Eliminating bycatch after sensitive homology search
- We used PASV to removing likely non-functional ribonucleotide-reductase (RNR) sequences based on acitve sites critical to proper RNR function.
- Of ~10,000 putative RNR sequences obtained via homology search, PASV (and manual curation) flagged ca. 2/3 of the sequences as bycatch based on key residues and aligments to a set of Class I alpha subunit and Class II RNR sequences.
- Common gene families within the bycatch sequences included RNR Class I beta subunits, thioredoxins, polymerases, helicases, and terminases.
- >99% concordance with manual annotation
Partitioning peptide sequences based on key residues
- Partitioning RNR Class I alpha and RNR Class II sequences
- Using key residues to accurately partition RNR Class I alpha sequences from RNR Class II sequences
- >98% concordance with manual annotation
- Using amino acid signatures to differentiate Alternative oxidase (AOX) and plastid terminal oxidase (PTOX)
- Two proteins that are challenging to differentiate by homology search alone
- 100% concordance with manual annotation
Other potential use cases
We didn't validate these in the manuscript, but our lab has used PASV to filter and partition DNA polymerase I (Pol I) peptides based on the residues at position 762 (E. coli numbering). This position has been linked to changes in either the fidelity or efficiency of replication (Tabor & Richardson 1995), and may point mutations at this site may have implications for phage lifestyle (Schmidt et al., 2014; Nasko et al., 2018).
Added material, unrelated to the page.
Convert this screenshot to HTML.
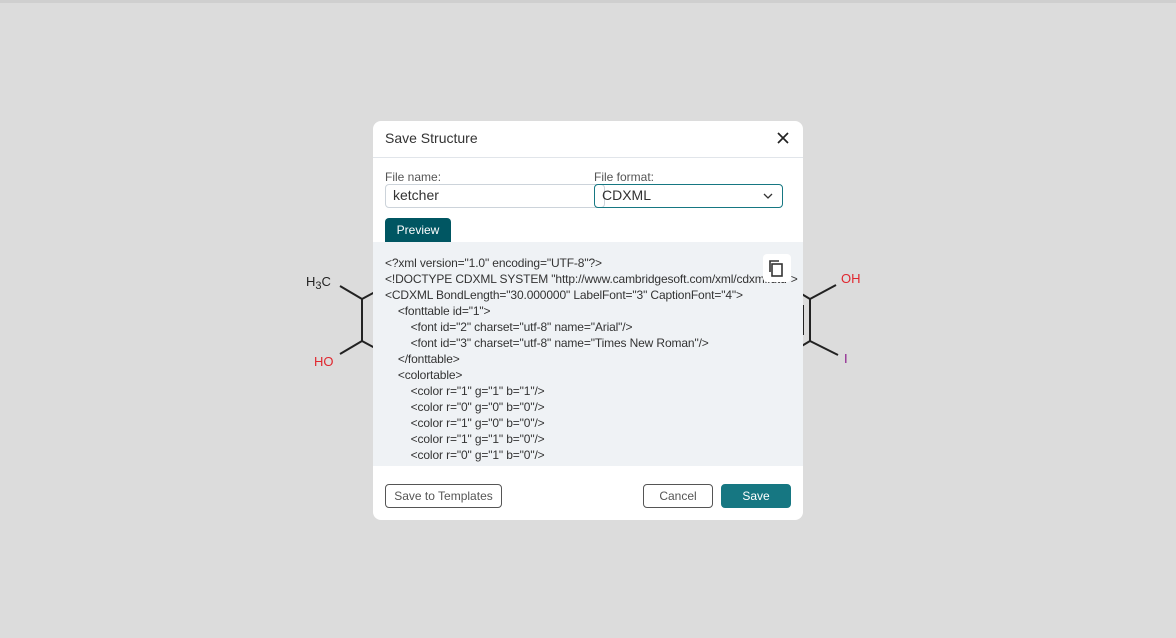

There are many examples of point mutation(s) in bacterial proteins that prevent antibiotics from binding and, thus, inhibit the function of the antibiotic (e.g., K88R in rpsL (Ballif et al., 2012), C117D in murA (De_Smet et al., 1999), H526T in rpoB (Sajduda et al., 2004), Q124K in EF-Tu (Zuurmond et al., 1999), V246A and V300G in ndh (Vilcheze et al., 2005)). Such point mutations within a protein would not be readily apparent from homology search alone. Thus PASV could be used for validating and grouping these peptide sequences according to key point mutations following identification via homology search.